- Born: March 30, 1950 (age 75) São Paulo
- Other names: Dr. Wal Torres, MS; Dr. Martha Freitas, MS
- Education: University of São Paulo, University Gama Filho
- Occupations: Therapist & sexologist
- Known for: Transgender therapy
- Title: Master in Sexology
- Partner: Divorced
- Children: 3
- Website: www.gendercare.com

= Wal Torres =

Brazilian gender therapist and sexologist

Wal Torres (Note: Nowadays she uses professionally Wal Torres, MS. Formerly, she was broadly cited as Martha Freitas.) (born March 30, 1950, in São Paulo) is a Brazilian gender therapist and sexologist.

==Biography==
A graduate of the University of São Paulo Polytechnic School (USP) in Engineering, Torres has a bachelor's degree in Philosophy from the PUC (Pontifícia Universidade Católica), among other related qualifications.

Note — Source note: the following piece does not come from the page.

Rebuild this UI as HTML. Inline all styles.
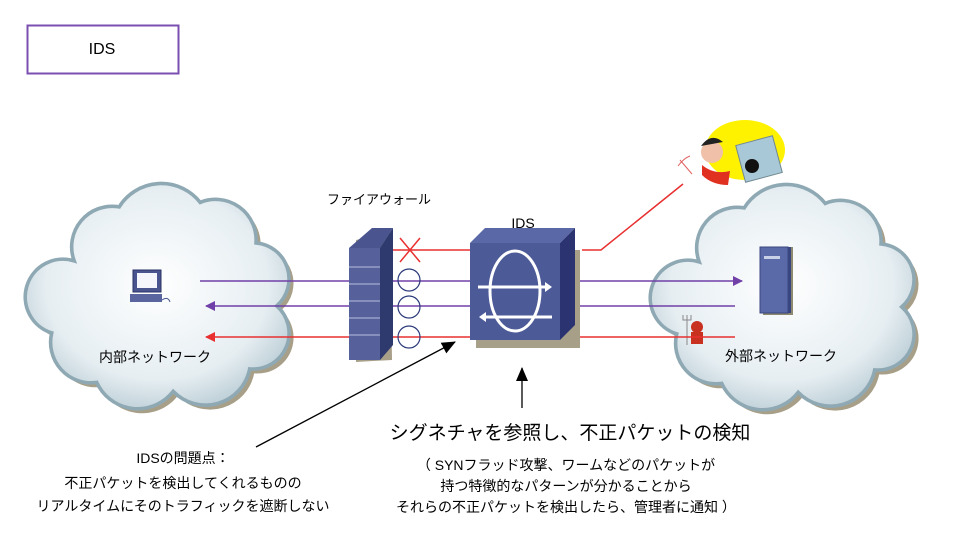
<!DOCTYPE html>
<html><head><meta charset="utf-8"><style>
body{margin:0;background:#fff;}
svg{display:block;font-family:"Liberation Sans","Noto Sans CJK JP",sans-serif;}
</style></head><body>
<svg width="956" height="544" viewBox="0 0 956 544" xmlns="http://www.w3.org/2000/svg">
<defs>
<radialGradient id="cg" cx="50%" cy="45%" r="60%">
<stop offset="0" stop-color="#ffffff"/><stop offset="0.7" stop-color="#e6eef2"/><stop offset="1" stop-color="#b7cad3"/>
</radialGradient>
<marker id="ap" markerWidth="10" markerHeight="10" refX="9" refY="5" orient="auto" markerUnits="userSpaceOnUse"><path d="M0,0 L10,5 L0,10 Z" fill="#7040a8"/></marker>
<marker id="ar" markerWidth="10" markerHeight="10" refX="9" refY="5" orient="auto" markerUnits="userSpaceOnUse"><path d="M0,0 L10,5 L0,10 Z" fill="#e83030"/></marker>
<marker id="ak" markerWidth="14" markerHeight="12" refX="13" refY="6" orient="auto" markerUnits="userSpaceOnUse"><path d="M0,0 L14,6 L0,12 Z" fill="#000"/></marker>
<path id="cloud" d="M60,260 A45,45 0 0 1 110,200 A55,55 0 0 1 200,195 A45,45 0 0 1 262,240 A40,40 0 0 1 285,310 A40,40 0 0 1 255,380 A50,50 0 0 1 170,405 A50,50 0 0 1 85,395 A45,45 0 0 1 35,340 A40,40 0 0 1 60,260 Z"/>
<g id="cl">
<use href="#cloud" transform="translate(5,5)" fill="#a89f88"/>
<use href="#cloud" fill="url(#cg)" stroke="#8fa9b4" stroke-width="4"/>
</g>
</defs>
<rect x="27.5" y="25.5" width="151" height="48" fill="#fff" stroke="#7a4fb0" stroke-width="2"/>
<text x="102" y="54" font-size="16" text-anchor="middle">IDS</text>

<!-- clouds -->
<use href="#cl" transform="translate(157,296) scale(0.9) translate(-152,-299)"/>
<use href="#cl" transform="translate(782,297) scale(0.9) translate(-152,-299)"/>

<!-- computer -->
<rect x="133" y="270" width="28" height="22" fill="#4a5590" stroke="#2b3366"/>
<rect x="137" y="273" width="20" height="15" fill="#f4f6fb"/>
<rect x="130" y="294" width="32" height="8" fill="#5a65a0"/>
<path d="M162,300 q6,-4 8,2" stroke="#4a5590" fill="none"/>
<text x="155" y="362" font-size="14" text-anchor="middle">内部ネットワーク</text>

<!-- server -->
<rect x="763" y="247" width="30" height="68" fill="#8e8a70"/>
<rect x="760" y="247" width="28" height="66" fill="#5a6aa8" stroke="#3a4680"/>
<rect x="788" y="247" width="3" height="66" fill="#3a4680"/>
<rect x="764" y="256" width="16" height="3" fill="#c8d0e8"/>
<text x="781" y="361" font-size="14" text-anchor="middle">外部ネットワーク</text>

<!-- small devil -->
<circle cx="697" cy="327" r="6" fill="#c83020"/>
<rect x="691" y="332" width="12" height="12" fill="#c83020"/>
<path d="M687,315 v30 M683,315 v5 h8 v-5" stroke="#888" fill="none"/>

<!-- big devil -->
<ellipse cx="745" cy="150" rx="40" ry="30" fill="#fff200"/>
<rect x="740" y="140" width="38" height="38" fill="#a8c8d8" stroke="#708890" transform="rotate(-15 759 159)"/>
<circle cx="752" cy="166" r="7" fill="#111"/>
<circle cx="712" cy="152" r="11" fill="#f0c0a8"/>
<path d="M701,146 q10,-14 22,-4" fill="#222"/>
<path d="M702,165 q12,10 28,6 l-2,14 q-16,0 -26,-10z" fill="#e03020"/>
<path d="M680,160 l12,14 M678,166 q6,-8 12,-10" stroke="#e06060" fill="none"/>

<!-- lines -->
<line x1="200" y1="281" x2="742" y2="281" stroke="#7040a8" stroke-width="1.5" marker-end="url(#ap)"/>
<line x1="735" y1="306" x2="206" y2="306" stroke="#7040a8" stroke-width="1.5" marker-end="url(#ap)"/>
<line x1="735" y1="337" x2="206" y2="337" stroke="#e83030" stroke-width="1.5" marker-end="url(#ar)"/>
<line x1="470" y1="250" x2="368" y2="250" stroke="#e83030" stroke-width="1.5" marker-end="url(#ar)"/>
<polyline points="582,250 601,250 683,184" stroke="#e83030" stroke-width="1.5" fill="none"/>
<path d="M400,238 l20,24 M420,238 l-20,24" stroke="#e83030" stroke-width="1.5"/>
<g fill="none" stroke="#2b3a7a" stroke-width="1.2">
<circle cx="409" cy="280" r="11"/><circle cx="409" cy="307" r="11"/><circle cx="409" cy="337" r="11"/>
</g>

<!-- firewall -->
<path d="M356,240 L390,232 L392,360 L356,362 Z" fill="#a89f88"/>
<path d="M349,248 L372,228 L393,228 L380,248 Z" fill="#4a5590"/>
<path d="M380,248 L393,228 L393,345 L380,360 Z" fill="#2e3a6e"/>
<rect x="349" y="248" width="31" height="112" fill="#56609a"/>
<g stroke="#b8c0e0" stroke-width="1">
<line x1="349" y1="267" x2="380" y2="267"/><line x1="349" y1="284" x2="380" y2="284"/>
<line x1="349" y1="301" x2="380" y2="301"/><line x1="349" y1="318" x2="380" y2="318"/><line x1="349" y1="335" x2="380" y2="335"/>
</g>
<text x="379" y="204" font-size="13" text-anchor="middle">ファイアウォール</text>

<!-- IDS box -->
<rect x="476" y="250" width="104" height="98" fill="#a89f88"/>
<path d="M470,243 L485,228 L575,228 L560,243 Z" fill="#5a68a8"/>
<path d="M560,243 L575,228 L575,325 L560,340 Z" fill="#2b3470"/>
<rect x="470" y="243" width="90" height="97" fill="#4c5a98"/>
<ellipse cx="515" cy="291" rx="25" ry="40" fill="none" stroke="#fff" stroke-width="3"/>
<line x1="478" y1="287" x2="548" y2="287" stroke="#fff" stroke-width="3"/>
<path d="M545,282 L552,287 L545,292Z" fill="#fff"/>
<line x1="483" y1="317" x2="552" y2="317" stroke="#fff" stroke-width="3"/>
<path d="M486,312 L479,317 L486,322Z" fill="#fff"/>
<text x="523" y="228" font-size="14" text-anchor="middle">IDS</text>

<!-- black arrows -->
<line x1="256" y1="447" x2="455" y2="342" stroke="#000" stroke-width="1.3" marker-end="url(#ak)"/>
<line x1="522" y1="408" x2="522" y2="368" stroke="#000" stroke-width="1.3" marker-end="url(#ak)"/>

<!-- texts -->
<text x="570" y="439" font-size="19" text-anchor="middle">シグネチャを参照し、不正パケットの検知</text>
<text x="566" y="470" font-size="14" text-anchor="middle">（ SYNフラッド攻撃、ワームなどのパケットが</text>
<text x="566" y="491" font-size="14" text-anchor="middle">持つ特徴的なパターンが分かることから</text>
<text x="566" y="512" font-size="14" text-anchor="middle">それらの不正パケットを検出したら、管理者に通知 ）</text>
<text x="183" y="463" font-size="14" text-anchor="middle">IDSの問題点：</text>
<text x="183" y="488" font-size="14" text-anchor="middle">不正パケットを検出してくれるものの</text>
<text x="183" y="511" font-size="14" text-anchor="middle">リアルタイムにそのトラフィックを遮断しない</text>
</svg>
</body></html>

For many years, Torres worked as a consultant in the petrochemical and fertilizing industries, where—before transitioning her gender identity—she had a successful career, both nationally and internationally. Despite the professional success, she accepted her gender dysphoria and realized she would need to move away from engineering (where it would have been difficult to be accepted in a new gender).

Her own gender transition started in 1993 and took many years. In 1995, she decided to research the dynamics in the formation of gender dysphoria in Bireme Library, which is connected to the Universidade Federal de São Paulo. In 1997, she had sex reassignment surgery with a reputed Brazilian surgeon named Jalma Jurado.
From this period of studies, she published a book entitled Meu Sexo Real (“My Real Sex”), under the pseudonym of Martha Freitas (Vozes Edition, 1998). This book was subsequently sent by its editor to the Frankfurt Book Fair of 1998 and was soon recognized as an authoritative book about the gender subject by Günter Dörner, of the Endocrinology Department at the Humboldt University in Berlin. Later, she would also publish O Mito Genital ("The Genital Myth") by Belaspalavras Edition.

Torres received a Master degree in Sexology from the Universidade Gama Filho, Rio de Janeiro, for which she presented a dissertation titled "Gênero, do Mito à Realidade" (“Gender: from Myth to Reality”) in 2002, and graduated cum laude. Torres is a contributing member of the WPATH – World Professional Association for Transgender Health (formerly HBIGDA, which represents specialists from all over the world (doctors, psychologists, sexologists, social workers etc.). She also served on the Board of the OII – Organisation Intersex International, an international organisation of intersex people and their allies which represent intersex people. It is Torres' aim to establish protocols and interchange experiences in the evaluation and treatment of people suffering due to gender dysphoria.